Roughly an hour after he left the conference room, The Fourth finally stepped back through the door. His agitated subordinates turned toward him and went silent in expectation.
“I just got a call,” he said, his eyes flashing around the room to gauge his deputies' reactions. He briefly sketched out InBev's offer, gripping the company's fax in his hand, and then outlined what his team had planned so far in response. A few pockets of nervous chatter erupted as the group started to internalize what was happening.
“Are we going to fight this?” The Fourth asked, after giving the news a moment to sink in. He amplified his rhetoric a notch. “Are we going to stay together and fight this? What's the vote?”
Everyone in the room said yes. Loudly. What else was there to say? At the same time, their shell-shocked minds started to silently race—to warp ahead six months or a year, trying to picture Anheuser-Busch's future. They had put in 70-hour workweeks for decades. The company was their lives. What would it be like to no longer work for the most famous employer in St. Louis? To no longer feel quietly superior at Cardinals baseball games or to live in the only house on the block that was always stocked with free Budweiser? It was easy to bash The Third and The Fourth for their weaknesses, but they respected them, too.
“Most of these people are from St. Louis, and this is, like, the dream,” one of the executives said. “They're the gentry class in their community. They grew up in south city with nothing, and here they are working at A-B. They're giving beer to their friends on the weekends and are the heroes of the neighborhood. Give that up? I'm not trying to be trivial, but this is how the psyche is in this town.”
For many of the company's top executives, there also raged a more complicated internal battle. InBev's offer valued Anheuser-Busch at a much higher level than anyone else had in years. What would their piles of stock be worth at $65 per share, they wondered, running over the math in their heads. And what if Anheuser-Busch could get InBev to offer even more? That might mean a five-bedroom house in Vail rather than three, they thought—or maybe a 70-foot yacht rather than a 45-foot day cruiser.
“You're kind of going, ‘Okay, at least we're worth something,' ” one of them said. “You have that little part of you that's going ‘Geez, the valuation is good. I don't like the way this plays out. The only way I'll get my money is if this place goes away.' ”
“Isn't that terrible, though, and selfish?”
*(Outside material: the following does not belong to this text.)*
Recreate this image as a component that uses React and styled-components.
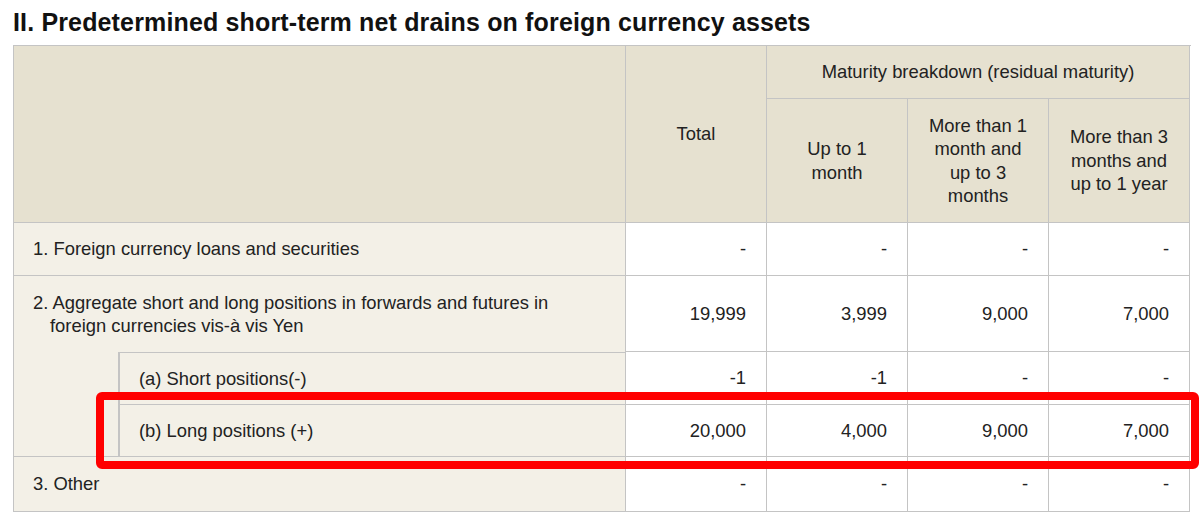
import React from 'react'
import styled, { createGlobalStyle } from 'styled-components'

const GlobalStyle = createGlobalStyle`
  body {
    margin: 0;
    background: #fff;
    font-family: "Liberation Sans", Arial, sans-serif;
    color: #222;
  }
`

const Page = styled.div`
  position: relative;
  padding: 7px 0 0 13px;
`

const Title = styled.h2`
  margin: 0 0 8px;
  font-size: 25px;
  line-height: 30px;
  letter-spacing: 0.15px;
  font-weight: bold;
  color: #111;
`

const Grid = styled.div`
  display: grid;
  width: 1177px;
  grid-template-columns: 105px 507px 141px 141px 141px 141px;
  grid-template-rows: 53px 124px 53px 76px 53px 52px 55px;
  border-top: 1px solid #c4c4c4;
  border-left: 1px solid #c4c4c4;
  font-size: 18.4px;
  line-height: 23.5px;
`

const Cell = styled.div`
  box-sizing: border-box;
  border-right: 1px solid #c4c4c4;
  border-bottom: ${p => (p.$noBottom ? 'none' : '1px solid #c4c4c4')};
  display: flex;
  align-items: center;
`

const Head = styled(Cell)`
  background: #e6e1d0;
  justify-content: center;
  text-align: center;
  padding: 0 16px;
`

const Label = styled(Cell)`
  background: #f3f0e7;
  padding: 0 19px;
`

const SubLabel = styled(Label)`
  border-left: 1px solid #c4c4c4;
  border-top: ${p => (p.$top ? '1px solid #c4c4c4' : 'none')};
`

const Value = styled(Cell)`
  background: #fff;
  justify-content: flex-end;
  padding: 0 20px;
`

const Hanging = styled.span`
  display: block;
  padding-left: 17px;
  text-indent: -17px;
  padding-right: 30px;
`

const Highlight = styled.div`
  position: absolute;
  left: 96px;
  top: 392px;
  width: 1103px;
  height: 77px;
  box-sizing: border-box;
  border: 8px solid #ff0000;
  border-radius: 6px;
  pointer-events: none;
`

const rows = [
  { label: '1. Foreign currency loans and securities', values: ['-', '-', '-', '-'] },
  {
    label: '2. Aggregate short and long positions in forwards and futures in foreign currencies vis-à vis Yen',
    values: ['19,999', '3,999', '9,000', '7,000'],
    hanging: true,
  },
]

const subRows = [
  { label: '(a) Short positions(-)', values: ['-1', '-1', '-', '-'] },
  { label: '(b) Long positions (+)', values: ['20,000', '4,000', '9,000', '7,000'] },
]

export default function App() {
  return (
    <Page>
      <GlobalStyle />
      <Title>II. Predetermined short-term net drains on foreign currency assets</Title>
      <Grid>
        <Head style={{ gridColumn: '1 / 3', gridRow: '1 / 3' }} />
        <Head style={{ gridColumn: '3', gridRow: '1 / 3' }}>Total</Head>
        <Head style={{ gridColumn: '4 / 7' }}>Maturity breakdown (residual maturity)</Head>
        <Head>Up to 1 month</Head>
        <Head>More than 1 month and up to 3 months</Head>
        <Head>More than 3 months and up to 1 year</Head>

        {rows.map(r => (
          <React.Fragment key={r.label}>
            <Label style={{ gridColumn: '1 / 3' }} $noBottom={r.hanging}>
              {r.hanging ? <Hanging>{r.label}</Hanging> : r.label}
            </Label>
            {r.values.map((v, i) => <Value key={i}>{v}</Value>)}
          </React.Fragment>
        ))}

        <Label style={{ gridColumn: '1', gridRow: '5 / 7' }} />
        {subRows.map((r, idx) => (
          <React.Fragment key={r.label}>
            <SubLabel style={{ gridColumn: '2' }} $top={idx === 0}>{r.label}</SubLabel>
            {r.values.map((v, i) => <Value key={i}>{v}</Value>)}
          </React.Fragment>
        ))}

        <Label style={{ gridColumn: '1 / 3' }}>3. Other</Label>
        {['-', '-', '-', '-'].map((v, i) => <Value key={i}>{v}</Value>)}
      </Grid>
      <Highlight />
    </Page>
  )
}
There was another factor adding to their guilt-tinged calculations, too. If they put their efforts where they had just put their mouths and actually fought InBev's bid, this could be the start of a years-long struggle to fend off one aggressor or another. And if they eventually prevailed, they'd still be stuck with the same ineffective management and paralyzed board of directors. It was, according to one executive, “a little sense of, not fear, but of fatalism, in that ‘Okay, we fight this, and then the same management and board is still here. And they won't let us do anything.' ”
The executives kept their mouths shut as these thoughts flew through their minds, ashamed by some of them and frightened by the lack of clarity on what lay ahead. One senior staffer let his bias slip, however. “We need to get that price up,” he remarked off to the side. The ill-timed comment irked his more loyal peers, but they let it slide. Everyone was too stunned to care.
“We all knew it was possible because of the rumors,” said one executive who was in the room that day. “But when the news finally came in, it was like a sock right in the stomach. It was hard.”
InBev's formal entreaty sent wheels screeching into motion at Anheuser-Busch headquarters and, 900 miles to the east, up and down Wall Street. Emergency meetings were called as August IV began dialing down the list of people who needed to be put on alert. Once Anheuser and its lawyers determined that they should release InBev's offer publicly to keep shareholders in the loop, press releases were drafted and redrafted. The company's 14-member board of directors started checking in to determine when it could meet, and lawyers at Skadden, bankers at Goldman, and legions of other professionals who wanted to get in on the action dropped what they were doing and began clearing their schedules. Everyone was concerned, of course, that a company as legendary as Anheuser-Busch was falling prey to a foreign giant. There was also a tinge of excitement at the notion that they could be pulled into the highest-profile takeover battle of the year—and the largest all-cash merger bid ever.
After the beer executives' shock wore off that day, they bent their heads toward the conference room table and got down to business. Dave Peacock and Randy Baker, who had returned from their closed-door session with August IV more determined than ever, led the effort. If they had any chance of beating InBev back, they were going to have to convince Anheuser's shareholders that they had suddenly not only gotten religion on cost-cutting but could also execute on their plans. For a range of frustrating reasons, execution had been Anheuser's weak point since August IV had taken over as CEO in late 2006. Now they buckled down with renewed intensity, and the ideas came flying.
“It was totally surreal, because you're looking across the table at each other and you know it's not going to be the same,” said Bob Lachky. “Nobody knew what was going to happen. For the first time in a long time, you saw people who had control of pipelines or fiefdoms suddenly being a little bit more open about giving up their goodies, because we had to do it for the common good. It was like ‘Okay, I'll give up all my perks. My nice little Escalade. ' Everything is on the table, from the most important budget items to the ones that were perks for top executives. Give it up, give it up.”
It soon became clear that many of the cuts they were making were embarrassingly easy to identify. Anheuser-Busch had made such a substantial profit on every bottle of beer it sold for so many years that it had never needed to be strict on expenses. As one advisor put it, “Wildly failing at the management of expenses, their margins were ten points higher than Procter & Gamble's.” Plenty of things could be done differently—or not at all—to generate more money, and InBev was bound to point them out if Anheuser-Busch didn't find them first. Anheuser had been floating along in its own little free-spending bubble for decades as the real world had developed around it.
As the group dissolved and headed home at the end of that first long day, they realized they had just become part of America's corporate history. It wasn't a part they wanted to play. Anheuser-Busch had always been the country's patriotic, conquering hero, not a fragile pawn susceptible to foreign interests. This, however, was an unmistakably
big
deal. The enormity of the moment even compelled some strategy committee members to stash away the documents that came out of the meeting for posterity and safekeeping.